The desk cycles have been in Jan Holbrook’s second-grade reading class since fall break. She said research indicates students who move while learning retain information longer, something she hopes will show up in test scores at the end of the year.
 
“It really helps with the students who cannot sit still, who want to move around a lot,” she said. “It’s something for them to focus on with their feet. Like a student told me the other day, she really likes the desk cycles because, ‘I’m not fiddling with my shoe strings, or playing with my feet or tapping my feet around. It’s something for me to do so I can focus on my reading.’”
 
Another second-grader, Jayln Freels, said she likes reading more now and remembers more of what she does read. “I think it’s really fun because it helps me focus on my reading so I’m not looking around the room,” she said.
 
Holbrook said discipline problems have decreased.
 
“It’s a way that they can work out their frustration, and even stress,” she said, pointing out a student who was pedaling furiously but was completely intent on the book he was reading. “He’s one who, when we have group (as they move around the room to different activities), he’s rolling on the floor. So this has made a tremendous difference with him because when he was on the floor reading, he was rolling around everywhere. This has really helped him stay focused and stay in one spot. He says that he really loves it, that it helps him. And that’s the biggest clue, when you ask the kids, ‘Do you like them?’ And you ask why, they’ll tell you: they’re making the connection between it and their learning.”
 
Ellis said it not only keeps students focused on their own tasks, but keeps them from being distractions to others in the class.
 
“The easiest time to distract a child is when it’s quiet and when they’re trying to read and nothing is going on,” said Ellis, who described herself as hyperactive as a child. “You needed something to keep you busy, and you would be looking for something else to do to keep you busy, or distract everyone else in the process, and that’s a biggie.”
 
These desk cycles have odometers that track speed, distance and estimated calories burned.
“We’re actually going to take it and tie it to all the different core content classes,” Ellis said. “You can write about it, it’s easy to use it for math, figuring your calories and mileage, distance and time; how far you would go if you were on a real bike, just all kinds of things. It’s easy to tie it to other content areas.”
 
The McLean County school board also got a taste of the cycles, when it held a board luncheon at Livermore and Ellis placed them under the table where they sat.
 
Board member Kelly Baird was so struck by them that he called Ellis later to get more information about the project.
 
“I told her that I was glad to see that she was doing something like this and that I was impressed with what I saw,” he said. “I know it’s providing a health benefit, I hope it’s also translating into a point of focus in helping them with their reading. The proof’s in the pudding.
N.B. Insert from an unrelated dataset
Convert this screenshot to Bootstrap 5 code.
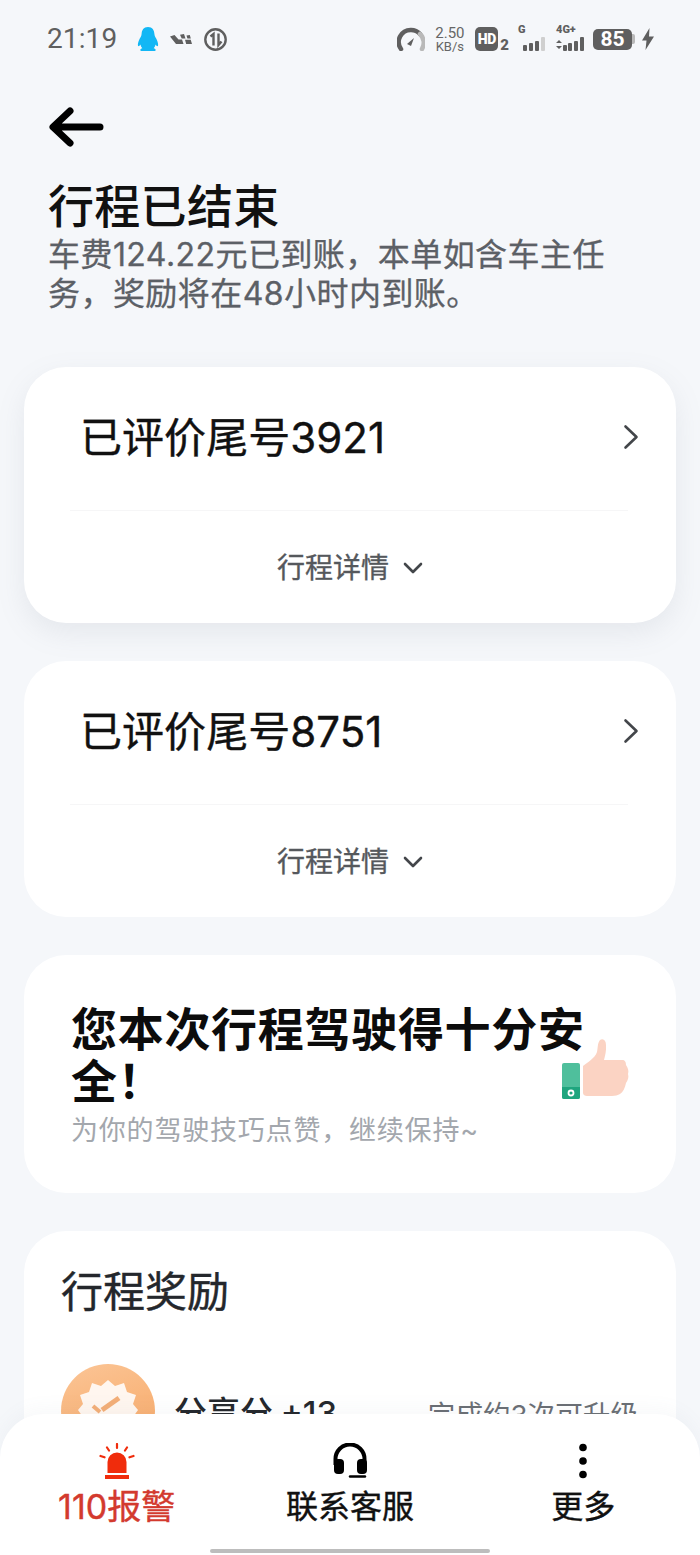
<!DOCTYPE html>
<html lang="zh-CN">
<head>
    <meta charset="UTF-8">
    <meta name="viewport" content="width=device-width, initial-scale=1.0">
    <title>行程已结束</title>
    <link rel="stylesheet" href="https://cdn.jsdelivr.net/npm/bootstrap@5.3.0/dist/css/bootstrap.min.css">
    <style>
        html, body { height: 1555px; overflow: hidden; }
        body {
            background-color: #f5f7fa;
            color: #111;
            font-family: "Inter", "Noto Sans CJK SC", sans-serif;
            position: relative;
        }
        .status-bar { height: 78px; padding: 0 46px 0 47px; color: #5f5f5f; }
        .status-time { font-size: 28px; font-weight: 400; font-family: "Roboto", sans-serif; letter-spacing: .1px; }
        .qq-icon { margin-left: 20px; }
        .logo-icon { margin-left: 11px; }
        .round-icon { margin-left: 12px; }
        .status-right { gap: 10px; }
        .speed-text { width: 29px; font-size: 13px; line-height: 13px; text-align: center; color: #666; font-family: "Roboto", sans-serif; }
        .speed-top { font-size: 15px; line-height: 14px; }
        .hd-group { margin-left: 1px; margin-right: -1px; }
        .hd-box { background: #5f5f5f; color: #fff; border-radius: 5px; width: 23px; height: 24px; font-size: 14px; font-weight: 900; line-height: 24px; text-align: center; font-family: "Roboto", sans-serif; letter-spacing: -.5px; }
        .hd-num { font-size: 15px; font-weight: 900; line-height: 1; align-self: flex-end; font-family: "Roboto", sans-serif; margin-bottom: -2px; margin-left: 2px; }
        .sig-wrap { position: relative; height: 24px; font-family: "Roboto", sans-serif; }
        .sig-label { position: absolute; left: 0; top: -3px; font-size: 11px; font-weight: 900; line-height: 12px; white-space: nowrap; }
        .sig-g { width: 28px; }
        .sig-4g { width: 29px; }
        .batt-group { margin-left: -2px; }
        .batt-box { background: #5f5f5f; color: #fff; border-radius: 5px; width: 39px; height: 21px; font-size: 21px; font-weight: 700; line-height: 21px; text-align: center; font-family: "Roboto", sans-serif; }
        .batt-tip { width: 3px; height: 10px; background: #b9b9b9; border-radius: 0 2px 2px 0; }
        .bolt-icon { margin-left: -3px; }
        .back-row { height: 98px; padding: 0 49px; }
        .head-block { padding: 0 48px; height: 191px; }
        .head-title { font-size: 46px; line-height: 60px; font-weight: 500; margin: 0; letter-spacing: .3px; }
        .head-sub { font-size: 32px; line-height: 39px; color: #5c6066; font-weight: 400; -webkit-text-stroke: .3px #5c6066; margin: -1px 0 0; width: 590px; letter-spacing: .45px; }
        .trip-card { background: #fff; border-radius: 42px; margin: 0 24px 38px; }
        .trip-raised { box-shadow: 0 10px 28px rgba(120, 130, 150, .13); }
        .trip-top { height: 143px; padding: 0 37px 3px 58px; }
        .trip-name { font-size: 42px; font-weight: 400; -webkit-text-stroke: .4px #111; color: #111; margin-left: -2px; letter-spacing: .05px; }
        .trip-rule { height: 1px; background: #f6f6f7; margin: 0 48px 0 46px; }
        .trip-more { height: 112px; padding-top: 1px; font-size: 28px; font-weight: 400; -webkit-text-stroke: .35px #55585c; color: #55585c; gap: 14px; }
        .safe-card { height: 238px; padding: 48px 47px 0; position: relative; }
        .safe-title { font-size: 46px; line-height: 52px; font-weight: 700; margin: 0; width: 530px; color: #0c0c0c; letter-spacing: .7px; }
        .safe-sub { font-size: 27px; line-height: 40px; color: #a3a7ad; margin: 4px 0 0; letter-spacing: .8px; }
        .safe-thumb { position: absolute; left: 537px; top: 82px; }
        .reward-card { height: 330px; padding: 27px 38px 0 37px; margin-bottom: 0; }
        .reward-title { font-size: 42px; line-height: 68px; font-weight: 400; -webkit-text-stroke: .4px #24272c; color: #24272c; margin: 0; }
        .reward-row { margin-top: 38px; }
        .medal { width: 94px; height: 94px; border-radius: 50%; background: linear-gradient(160deg, #fbc596, #f7a561); flex: none; }
        .reward-name { font-size: 33px; line-height: 40px; font-weight: 500; color: #24272c; margin-left: 19px; margin-top: 29px; word-spacing: -1px; }
        .reward-hint { font-size: 27.6px; line-height: 40px; color: #6a6e74; margin-top: 31px; }
        .bottom-bar {
            position: absolute; left: 0; right: 0; bottom: 0; height: 141px;
            background: #fff; border-radius: 44px 44px 0 0;
            box-shadow: 0 -6px 18px rgba(120, 130, 150, .05);
        }
        .bar-cell { padding-top: 29px; font-size: 32px; line-height: 44px; font-weight: 400; -webkit-text-stroke: .4px #111; color: #111; text-align: center; }
        .bar-cell svg { display: block; margin: 0 auto; }
        .bar-label { margin-top: 6px; }
        .bar-alert { color: #d33a2e; -webkit-text-stroke: .4px #d33a2e; font-size: 34px; }
        .home-pill { position: absolute; left: 210px; top: 135px; width: 280px; height: 4px; background: #bdbdbd; border-radius: 2px; }
    </style>
</head>
<body>

<div class="status-bar d-flex align-items-center">
    <span class="status-time">21:19</span>
    <svg class="qq-icon" width="22" height="24" viewBox="0 0 22 24">
        <path d="M11 0C6.500 0 4.800 3.300 4.600 7c-.1 2.200-1.400 3.500-2.500 6-1 2.300-1.600 5.200-1 6 .5.500 1.500-.2 2.300-1.400.3 1.500.9 2.700 1.900 3.600-1.200.4-2 1-2 1.800 0 .6.600 1 1.500 1h12.400c.9 0 1.500-.4 1.500-1 0-.8-.8-1.400-2-1.800 1-.9 1.600-2.100 1.900-3.600.8 1.200 1.800 1.900 2.300 1.400.6-.8 0-3.700-1-6-1.100-2.500-2.400-3.800-2.500-6C17.200 3.300 15.500 0 11 0z" fill="#12b7f5"/>
    </svg>
    <svg class="logo-icon" width="22" height="11" viewBox="0 0 22 11" fill="#5f5f5f">
        <path d="M0 2.500L4.500 1l4 4.500h3.500L13.500 10H6z"/>
        <path d="M10 .8L14 0l1.500 4.500h-3.800zM16.500 1.500l3.300-.5 1 3.500h-3.400zM15 5.800h5.700L22 10h-5.800z"/>
    </svg>
    <svg class="round-icon" width="23" height="23" viewBox="0 0 23 23" fill="none" stroke="#5f5f5f">
        <circle cx="11.500" cy="11.500" r="10.200" stroke-width="2.400"/>
        <path d="M6.500 8.500L9.500 6v11.500M14.500 5.500V17l3-3.500" stroke-width="2.400"/>
    </svg>
    <div class="ms-auto d-flex align-items-center status-right">
        <svg width="28" height="24" viewBox="0 0 28 24" fill="none">
            <path d="M4 22A12 12 0 0 1 14 3a12 12 0 0 1 9 4" stroke="#5f5f5f" stroke-width="4.500" stroke-linecap="round"/>
            <path d="M23 7a12 12 0 0 1 2 15" stroke="#b9b9b9" stroke-width="4.500" stroke-linecap="round"/>
            <path d="M10 17l7-6-3 8z" fill="#5f5f5f"/>
        </svg>
        <div class="speed-text"><div class="speed-top">2.50</div><div>KB/s</div></div>
        <div class="d-flex hd-group">
            <div class="hd-box">HD</div>
            <div class="hd-num">2</div>
        </div>
        <div class="sig-wrap sig-g">
            <span class="sig-label">G</span>
            <svg width="28" height="24" viewBox="0 0 28 24" fill="#5f5f5f">
                <rect x="5" y="17" width="4" height="6" rx="1"/><rect x="11" y="15" width="4" height="8" rx="1"/><rect x="17" y="13" width="4" height="10" rx="1"/><rect x="23" y="9" width="4" height="14" rx="1" fill="#cfcfcf"/>
            </svg>
        </div>
        <div class="sig-wrap sig-4g">
            <span class="sig-label">4G+</span>
            <svg width="29" height="24" viewBox="0 0 29 24" fill="#5f5f5f">
                <path d="M0 15l3-3 3 3zM0 18l3 3 3-3z"/>
                <rect x="7" y="17" width="4" height="6" rx="1"/><rect x="12" y="15" width="4" height="8" rx="1"/><rect x="18" y="13" width="4" height="10" rx="1"/><rect x="24" y="9" width="4" height="14" rx="1"/>
            </svg>
        </div>
        <div class="d-flex align-items-center batt-group">
            <div class="batt-box">85</div>
            <div class="batt-tip"></div>
        </div>
        <svg class="bolt-icon" width="12" height="22" viewBox="0 0 12 22">
            <path d="M7.500 0L0 12.500h4.500L3.500 22 12 8.500H7z" fill="#5f5f5f"/>
        </svg>
    </div>
</div>

<div class="back-row d-flex align-items-center">
    <svg width="56" height="42" viewBox="0 0 56 42" fill="none" stroke="#000" stroke-width="7" stroke-linecap="round" stroke-linejoin="round">
        <path d="M51 21H5M21 5L4 21l17 16"/>
    </svg>
</div>

<div class="head-block">
    <h1 class="head-title">行程已结束</h1>
    <p class="head-sub">车费124.22元已到账，本单如含车主任务，奖励将在48小时内到账。</p>
</div>

<div class="trip-card trip-raised">
    <div class="trip-top d-flex align-items-center justify-content-between">
        <span class="trip-name">已评价尾号3921</span>
        <svg width="16" height="26" viewBox="0 0 16 26" fill="none" stroke="#43464a" stroke-width="2.600" stroke-linecap="round" stroke-linejoin="round"><path d="M2.500 2.500L13.500 13 2.500 23.500"/></svg>
    </div>
    <div class="trip-rule"></div>
    <div class="trip-more d-flex align-items-center justify-content-center">
        <span>行程详情</span>
        <svg width="20" height="14" viewBox="0 0 20 14" fill="none" stroke="#43464a" stroke-width="2.600" stroke-linecap="round" stroke-linejoin="round"><path d="M2 3l8 8 8-8"/></svg>
    </div>
</div>

<div class="trip-card">
    <div class="trip-top d-flex align-items-center justify-content-between">
        <span class="trip-name">已评价尾号8751</span>
        <svg width="16" height="26" viewBox="0 0 16 26" fill="none" stroke="#43464a" stroke-width="2.600" stroke-linecap="round" stroke-linejoin="round"><path d="M2.500 2.500L13.500 13 2.500 23.500"/></svg>
    </div>
    <div class="trip-rule"></div>
    <div class="trip-more d-flex align-items-center justify-content-center">
        <span>行程详情</span>
        <svg width="20" height="14" viewBox="0 0 20 14" fill="none" stroke="#43464a" stroke-width="2.600" stroke-linecap="round" stroke-linejoin="round"><path d="M2 3l8 8 8-8"/></svg>
    </div>
</div>

<div class="trip-card safe-card">
    <h2 class="safe-title">您本次行程驾驶得十分安全！</h2>
    <p class="safe-sub">为你的驾驶技巧点赞，继续保持~</p>
    <svg class="safe-thumb" width="70" height="66" viewBox="0 0 70 66">
        <rect x="1" y="26" width="18" height="36" rx="2" fill="#4fbf9c"/>
        <path d="M1 50h18v10a2 2 0 0 1-2 2H3a2 2 0 0 1-2-2z" fill="#1fa57e"/>
        <circle cx="10" cy="56" r="2.500" fill="none" stroke="#fff" stroke-width="1.800"/>
        <path d="M22 29c5-4 12-8 14-14 1-5 .5-9 3-12 3-2 6 0 6 5 .5 6-1 11-2 15h18c3 0 4 2 4 5 2 3 3 6 2 9 1 3 0 6-2 9-1 5-3 9-6 11-2 1-5 2-8 2H26c-2 0-4-1-4-3z" fill="#fbd3c3"/>
    </svg>
</div>

<div class="trip-card reward-card">
    <h2 class="reward-title">行程奖励</h2>
    <div class="reward-row d-flex align-items-start">
        <div class="medal d-flex justify-content-center pt-3">
            <svg width="60" height="60" viewBox="0 0 60 60">
                <path d="M30 0l7 6 9-3 3 9 9 3-3 9 5 6-5 7 3 9-9 3-3 9-9-3-7 6-7-6-9 3-3-9-9-3 3-9-5-7 5-6-3-9 9-3 3-9 9 3z" fill="#fff6ef"/>
                <path d="M24 30l17-12" fill="none" stroke="#f3ae77" stroke-width="5"/>
                <path d="M15 26l7 6" fill="none" stroke="#f3ae77" stroke-width="4"/>
            </svg>
        </div>
        <span class="reward-name">分享分 +13</span>
        <span class="reward-hint ms-auto">完成约3次可升级</span>
    </div>
</div>

<div class="bottom-bar">
    <div class="row g-0">
        <div class="col-4 bar-cell bar-alert">
            <svg width="36" height="36" viewBox="0 0 36 36" fill="#f02c0c">
                <path d="M8.500 30v-11a9.500 9.500 0 0 1 19 0v11z"/>
                <rect x="6" y="32" width="24" height="4"/>
                <path d="M18 1v4M8 4.500l2 3M28 4.500l-2 3M1.500 13l4 1.300M34.500 13l-4 1.300" stroke="#f02c0c" stroke-width="2.200" stroke-linecap="round" fill="none"/>
            </svg>
            <div class="bar-label">110报警</div>
        </div>
        <div class="col-4 bar-cell">
            <svg width="38" height="36" viewBox="0 0 38 36" fill="none">
                <path d="M4.500 22v-6a14.500 14.500 0 0 1 29 0v6" stroke="#000" stroke-width="4"/>
                <rect x="3" y="16" width="10" height="15" rx="4" fill="#000"/>
                <rect x="26" y="16" width="10" height="15" rx="4" fill="#000"/>
                <path d="M19 33.500h15" stroke="#000" stroke-width="2.400" stroke-linecap="round"/>
            </svg>
            <div class="bar-label">联系客服</div>
        </div>
        <div class="col-4 bar-cell">
            <svg width="10" height="36" viewBox="0 0 10 36" fill="#000">
                <circle cx="5" cy="4.500" r="3.800"/><circle cx="5" cy="18" r="3.800"/><circle cx="5" cy="31.500" r="3.800"/>
            </svg>
            <div class="bar-label">更多</div>
        </div>
    </div>
    <div class="home-pill"></div>
</div>

<script src="https://cdn.jsdelivr.net/npm/bootstrap@5.3.0/dist/js/bootstrap.bundle.min.js"></script>
</body>
</html>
We’ll find out at the end of the year (if it made an impact) … if it’s working that well in that elementary school, then we will want to pursue it in our other elementaries, as well.”
 
The pedalers will move to the third grade reading class after Christmas break for a complete grading period. There are no plans to move the pedalers in classes below second grade because those students have more movement built into their day, Ellis said. In the meantime, teachers have been documenting the effects the desk cycles are having on their students.
 
“My hope is, if the documentation is what we think it will be, then we can start putting out some information and maybe do some lesson plans that match up with our bikes and we can maybe get more sent to us, because the first set ran us around $4,500 for about 30 of them,” Ellis said. “We didn’t have any funds available for that, so we had to use ADA money.”